Back in January, a group of constitutional law scholars (working with Citizens for Responsibility and Ethics in Washington (CREW)) sued President Trump for violating the Emoluments Clause. In a previous post, I explained argued that those scholars did not have Article III standing because they had not alleged a cognizable injury in fact.
Today, the plaintiffs have filed an amended complaint that adds new plaintiffs who do not face similar problems. The new plaintiffs are restaurants (and their employees) that compete with Trump’s restaurants, as well as a woman who books events at hotels that compete with Trump’s hotels. According to these plaintiffs, Trump has violated the Emoluments Clause by receiving gifts from foreign officials in the form of payments to his hotels and restaurants, and these payments to Trump harm the plaintiffs because it results in less revenue flowing their way.
Losing money because of someone else’s illegal actions is a cognizable harm for standing purposes (though it should be noted that the plaintiffs will have to provide more concrete details about whose business they are losing). But these new plaintiffs still face standing hurdles. To have standing, a plaintiff must show not only that he has suffered injury in fact, but also that the injury is “likely to be redressed by a favorable judicial decision.” That’s hard to do in cases like this one in which the injury depends on the choices of a third party not before the court. In this case, if a court were to enjoin Trump from taking the foreign business, there is no guarantee that the foreigners would choose to give their business to the plaintiffs. They might choose to use other hotels and restaurants.

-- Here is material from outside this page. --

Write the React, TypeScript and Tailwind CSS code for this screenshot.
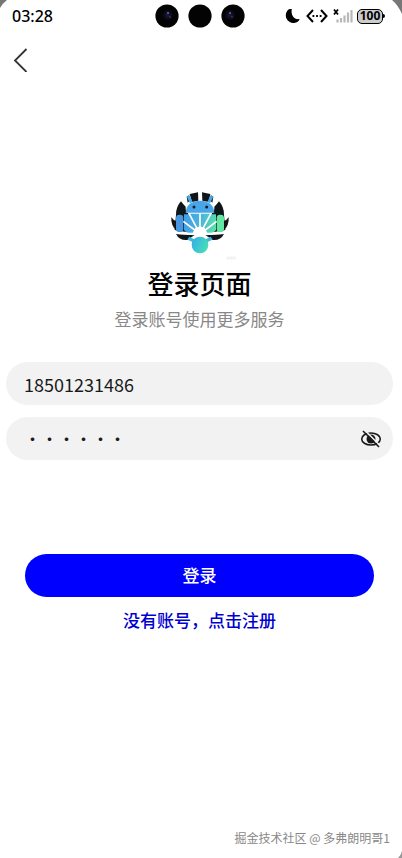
import { useState } from 'react';

function StatusBar() {
  return (
    <header className="relative flex h-8 items-center justify-between pr-[17px] pl-3">
      <span className="text-base font-medium text-black">03:28</span>
      <div className="absolute inset-x-0 top-1 flex justify-center gap-[9px] pr-0.5">
        <Camera lens="left" />
        <Camera />
        <Camera lens="right" />
      </div>
      <div className="flex items-center gap-1">
        <svg className="h-4 w-4" viewBox="0 0 16 16" aria-hidden="true">
          <path d="M4.500 1A7.300 7.300 0 1 0 14.600 11.200C8 13 3 7.500 4.500 1Z" fill="#000" />
          <path d="M4.500 1C1 3 0 7 1.500 10.500S7 15.500 10 14.800 14 12.500 14.600 11.200C10 12.200 5.500 8 6.800 1Z" fill="#000" />
        </svg>
        <svg className="h-4 w-6" viewBox="0 0 24 16" fill="none" stroke="#000" strokeWidth="2" aria-hidden="true">
          <path d="M8 2 2.500 8 8 14M16 2 21.500 8 16 14" />
          <path d="M7.500 8h1.800M11.100 8h1.800M14.700 8h1.800" strokeWidth="1.8" />
        </svg>
        <svg className="h-4 w-5" viewBox="0 0 20 16" aria-hidden="true">
          <path d="M1 1.500 5 6.500M5 1.500 1 6.500" stroke="#000" strokeWidth="1.8" />
          <path d="M4.500 11.500V14.500M8 10v4.500M11.500 7.500v7M15 4.500v10M18.500 2v12.500" stroke="#b8b8b8" strokeWidth="2.2" />
        </svg>
        <div className="flex items-center">
          <span className="flex h-[15px] w-[26px] items-center justify-center rounded-[5px] border border-black bg-[#ccc] text-xs font-bold text-black">
            100
          </span>
          <span className="h-1 w-0.5 rounded-r-full bg-black" />
        </div>
      </div>
    </header>
  );
}

function Camera({ lens }: { lens?: 'left' | 'right' }) {
  return (
    <svg className="h-6 w-6" viewBox="0 0 24 24" aria-hidden="true">
      <circle cx="12" cy="12" r="11.6" fill="#030303" />
      {lens && (
        <g transform={lens === 'left' ? 'translate(13 10)' : 'translate(9 10)'}>
          <circle cx="0" cy="1" r="5" fill="#0a0a18" />
          <circle cx="0" cy="1" r="2.6" fill="#15153a" />
          <circle cx="0" cy="-1" r="0.9" fill="#7777a5" />
          <circle cx="2" cy="3" r="0.8" fill="#4b4b68" />
        </g>
      )}
    </svg>
  );
}

function ScreenCorners() {
  return (
    <div className="pointer-events-none absolute inset-0 z-10 flex flex-col justify-between" aria-hidden="true">
      <div className="flex justify-between">
        <svg className="h-4 w-4" viewBox="0 0 16 16">
          <path d="M0 0h7Q3 3 0 8Z" fill="#777" />
        </svg>
        <svg className="h-4 w-4" viewBox="0 0 16 16">
          <path d="M6 0h10v14Q12 5 6 0Z" fill="#777" />
        </svg>
      </div>
      <svg className="h-2 w-2 self-end" viewBox="0 0 8 8">
        <path d="M8 1v7H4Q7 5 8 1Z" fill="#999" />
      </svg>
    </div>
  );
}

function Logo() {
  return (
    <svg className="h-[78px] w-[76px]" viewBox="20 30 228 234" role="img" aria-label="logo">
      <defs>
        <linearGradient id="robot" x1="80" y1="120" x2="188" y2="140" gradientUnits="userSpaceOnUse">
          <stop offset="0" stopColor="#3f9ce6" />
          <stop offset="0.5" stopColor="#4bb4dd" />
          <stop offset="1" stopColor="#5ce6a0" />
        </linearGradient>
        <linearGradient id="ball" x1="112" y1="185" x2="158" y2="205" gradientUnits="userSpaceOnUse">
          <stop offset="0" stopColor="#35b3e4" />
          <stop offset="1" stopColor="#48e0b4" />
        </linearGradient>
      </defs>
      <g fill="#10151a">
        <path d="M103 42 128 37 129 62 110 66ZM140 37 165 42 160 66 141 62Z" />
        <path d="M94 50 101 46 105 60 97 68ZM174 50 167 46 163 60 171 68Z" />
        <path d="M77 64Q62 80 62 104L58 150 92 156 98 104Q90 96 91 80Q84 74 77 64Z" />
        <path d="M191 64Q206 80 206 104L210 150 176 156 170 104Q178 96 177 80Q184 74 191 64Z" />
        <path d="M48 112Q46 138 64 152L64 124Q55 122 48 112ZM220 112Q222 138 204 152L204 124Q213 122 220 112Z" />
        <path d="M62 162 118 165 96 180Q72 182 62 162ZM206 162 150 165 172 180Q196 182 206 162Z" />
      </g>
      <path d="m98 48 10 20M170 48l-10 20" stroke="#48a9ea" strokeWidth="9" />
      <path d="M91 98Q93 64 134 62Q175 64 177 98Z" fill="#48a5e8" />
      <circle cx="116" cy="81" r="4.500" fill="#14202c" />
      <circle cx="154" cy="81" r="4.500" fill="#14202c" />
      <path d="M86 101H182V150Q174 164 134 164T86 150Z" fill="url(#robot)" />
      <path d="M86 101h12M170 101h12" stroke="#10151a" strokeWidth="4" />
      <rect x="62" y="104" width="22" height="52" rx="10" fill="#4796e0" />
      <rect x="184" y="104" width="22" height="52" rx="10" fill="#60e8a4" />
      <path
        d="M134 162V100M134 162 101 100M134 162 167 100M134 162 84 124M134 162 184 124"
        stroke="#fff"
        strokeWidth="5"
      />
      <path d="M60 157 112 158 120 144 134 139 148 144 156 158 208 157V162L150 166 134 174 118 166 60 162Z" fill="#fff" />
      <path d="m99 175 25 12M169 175l-25 12" stroke="#41b8dc" strokeWidth="10" />
      <circle cx="134" cy="195" r="25" fill="url(#ball)" />
      <path d="M215 231h6v6h-6ZM224 231h6v6h-6ZM233 231h7v6h-7Z" fill="none" stroke="#e8e8e8" strokeWidth="2" />
    </svg>
  );
}

function EyeIcon({ off }: { off: boolean }) {
  return (
    <svg className="h-5 w-6" viewBox="0 0 24 20" fill="none" stroke="#1a1a1a" strokeWidth="1.6" aria-hidden="true">
      <ellipse cx="12" cy="10" rx="9.300" ry="6" />
      <circle cx="12" cy="10" r="4.500" fill="#1a1a1a" stroke="none" />
      {off && (
        <>
          <path d="m5.500 1 16 16" stroke="#f2f2f2" strokeWidth="1.6" />
          <path d="m4 2 16 16" />
        </>
      )}
    </svg>
  );
}

export default function App() {
  const [account, setAccount] = useState('18501231486');
  const [password, setPassword] = useState('123456');
  const [hidden, setHidden] = useState(true);

  return (
    <div className="relative flex min-h-screen flex-col bg-white font-['Noto_Sans','Noto_Sans_CJK_SC',sans-serif]">
      <ScreenCorners />
      <StatusBar />
      <nav className="flex h-14 items-center pl-3">
        <button type="button" aria-label="返回">
          <svg className="h-6 w-4" viewBox="0 0 16 24" fill="none" stroke="#333" strokeWidth="1.8" aria-hidden="true">
            <path d="M14.500 1 3 12.500 14.500 24" />
          </svg>
        </button>
      </nav>

      <main className="flex flex-1 flex-col pt-[102px] pr-[9px] pl-1.5">
        <div className="flex flex-col items-center">
          <Logo />
          <h1 className="-mt-1 text-[26px] leading-10 font-medium text-black">登录页面</h1>
          <p className="mt-1 text-[17px] leading-6 text-[#888]">登录账号使用更多服务</p>
        </div>

        <form className="mt-[30px] flex flex-col" onSubmit={(e) => e.preventDefault()}>
          <input
            type="tel"
            aria-label="账号"
            value={account}
            onChange={(e) => setAccount(e.target.value)}
            className="h-[43px] w-full rounded-full bg-[#f2f2f2] px-[18px] font-['Noto_Sans_CJK_SC',sans-serif] text-lg text-[#1a1a1a] outline-none"
          />
          <div className="mt-3 flex h-[43px] items-center rounded-full bg-[#f2f2f2] pr-2.5 pl-[18px]">
            <input
              type={hidden ? 'password' : 'text'}
              aria-label="密码"
              value={password}
              onChange={(e) => setPassword(e.target.value)}
              className="min-w-0 flex-1 bg-transparent font-['Noto_Sans_CJK_SC',sans-serif] text-[17px] text-[#1a1a1a] outline-none"
            />
            <button type="button" aria-label="显示密码" onClick={() => setHidden(!hidden)}>
              <EyeIcon off={hidden} />
            </button>
          </div>
          <button
            type="submit"
            className="mx-[19px] mt-[94px] h-[43px] rounded-full bg-[#0000ff] text-[17px] font-medium text-white"
          >
            登录
          </button>
        </form>
        <a href="#register" className="mt-3 self-center text-[17px] leading-6 font-medium text-[#0000d0]">
          没有账号，点击注册
        </a>
      </main>

      <footer className="px-3 pb-2 text-right font-['Noto_Sans_CJK_SC',sans-serif] text-xs leading-6 text-[#888]">
        掘金技术社区 @ 多弗朗明哥1
      </footer>
    </div>
  );
}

The Court made this sort of argument in Allen v. Wright, 468 U.S. 737 (1984). There, parents of black public school students sued the IRS for illegally giving tax breaks to private schools that discriminated against blacks, claiming that the tax breaks undermined efforts to desegregate the public schools. The Court denied standing. It acknowledged that stopping the tax break could force the private school either to stop discriminating or to raise tuition, which could lead to some white students leaving to attend the cheaper public school. But the Court said that the link between the tax breaks and desegregation was too indirect to support standing, because it depended on “ the independent action of some third party not before the court.” This is very similar to the third-party problem in the CREW case.
No doubt, the plaintiffs will try to get around this impediment by producing some direct evidence showing that foreign businesses would indeed use the plaintiffs but for Trump being president. A different approach, though, is for the plaintiffs to argue that they can satisfy redressability by showing merely that there is some probability that a favorable ruling would result in more foreign business.
Although the Court has repeatedly said that a plaintiff must show that his injury is “likely to be redressed by a favorable judicial decision,” it has not always stuck to its guns. It has realized that the likelihood-of-redress requirement would prevent most challenges to agency rules on the ground that they don’t comply with the APA, because the agency could reissue the same rule after following the necessary procedures. Thus, the Court has said that a person has standing to assert a procedural right “without meeting all the normal standards for redressability.” Such a plaintiff need show only that there is “some possibility that the requested relief will prompt the injury-causing party to reconsider the decision that allegedly harmed the litigant.”
Although the Court has said this rule applies only for procedural rights, it is entirely unclear why a court’s power to act should vary depending on the type of right asserted. The creation of an easier redressability test for procedural rights suggests that the Constitution does not impose the strict redressability requirement that the Court usually demands.
Applying this relaxed redressability requirement to the new plaintiffs in CREW would not eliminate the indirectness problem of Allen. But it could at least lower the bar for the plaintiffs and give them an opening to argue that the redressability requirement should not be rigorously enforced.
So while the new plaintiffs in the CREW case do avoid the injury problem faced by the older plaintiffs, they raise new standing issues of their own. It will be interesting to see how it plays out.